La luce del Risorto mostra un vasto campo aperto nel quale il cristiano deve andare a lavorare instancabilmente: è l’umanità ferita che soffre, schiantata nel doloro di tutti i nuovi crocifissi della storia. Papa Francesco le chiama “periferie esistenziali”. Possiamo nominarle come vogliamo, sappiamo però che si tratta sempre e comunque dell’umanità di Cristo, flagellata e crocifissa, in ogni povero della terra, negli scartati, nei tanti derelitti umani, ammassati nei terribili “gulag” delle società dell’ipermercato e resi del tutto invisibili agli occhi borghesi dei religiosi, i quali assomigliano a levita e al sacerdote della parabola del buon Samaritano: vanno a pregare al tempo, vanno ai riti del culto divino e non hanno tempo per soccorrere l’umo incappato dai briganti.
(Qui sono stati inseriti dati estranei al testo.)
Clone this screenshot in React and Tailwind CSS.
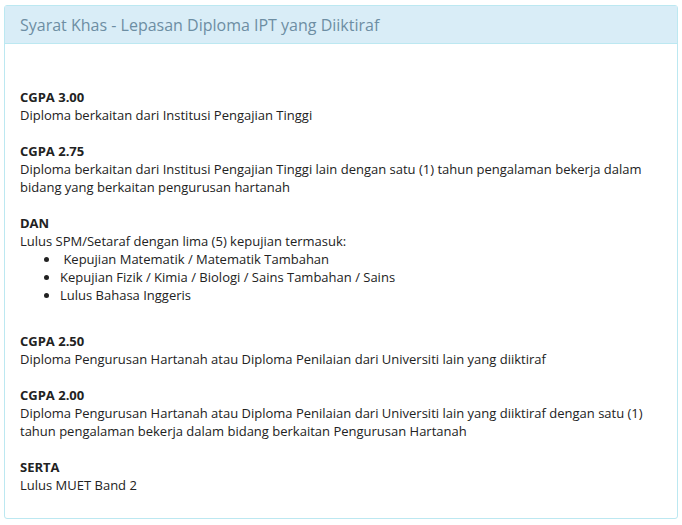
export default function App() {
  const font = { fontFamily: '"Open Sans", sans-serif' };
  return (
    <div className="bg-white w-[682px] h-[525px] pt-[5px] px-[4px]" style={font}>
      <div className="border border-[#bce8f1] rounded-[3px] h-[514px] flex flex-col">
        <div className="bg-[#d9edf7] border-b border-[#bce8f1] h-[38px] flex items-center px-[15px]">
          <h3 className="text-[16px] text-[#6d8ea3] font-normal">Syarat Khas - Lepasan Diploma IPT yang Diiktiraf</h3>
        </div>
        <div className="px-[15px] pt-[44px] text-[13px] leading-[18px] text-[#222]">
          <p className="font-bold">CGPA 3.00</p>
          <p>Diploma berkaitan dari Institusi Pengajian Tinggi</p>
          <p className="font-bold mt-[18px]">CGPA 2.75</p>
          <p>Diploma berkaitan dari Institusi Pengajian Tinggi lain dengan satu (1) tahun pengalaman bekerja dalam bidang yang berkaitan pengurusan hartanah</p>
          <p className="font-bold mt-[18px]">DAN</p>
          <p>Lulus SPM/Setaraf dengan lima (5) kepujian termasuk:</p>
          <ul className="list-disc pl-[40px]">
            <li>&nbsp;Kepujian Matematik / Matematik Tambahan</li>
            <li>Kepujian Fizik / Kimia / Biologi / Sains Tambahan / Sains</li>
            <li>Lulus Bahasa Inggeris</li>
          </ul>
          <p className="font-bold mt-[28px]">CGPA 2.50</p>
          <p>Diploma Pengurusan Hartanah atau Diploma Penilaian dari Universiti lain yang diiktiraf</p>
          <p className="font-bold mt-[18px]">CGPA 2.00</p>
          <p>Diploma Pengurusan Hartanah atau Diploma Penilaian dari Universiti lain yang diiktiraf dengan satu (1) tahun pengalaman bekerja dalam bidang berkaitan Pengurusan Hartanah</p>
          <p className="font-bold mt-[18px]">SERTA</p>
          <p>Lulus MUET Band 2</p>
        </div>
      </div>
    </div>
  );
}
Pasqua è passaggio dalla morte alla vita: sia per noi – comunità cristiana- passaggio vero da un cattolicesimo convenzionale a un cristianesimo vivo, autentico, risorto, perché ricco di una vita traboccante. Questa vita del cristiano “trasborda” anche nella morte, perché vince la morte, in Cristo Gesù risorto. Amen Alleluia.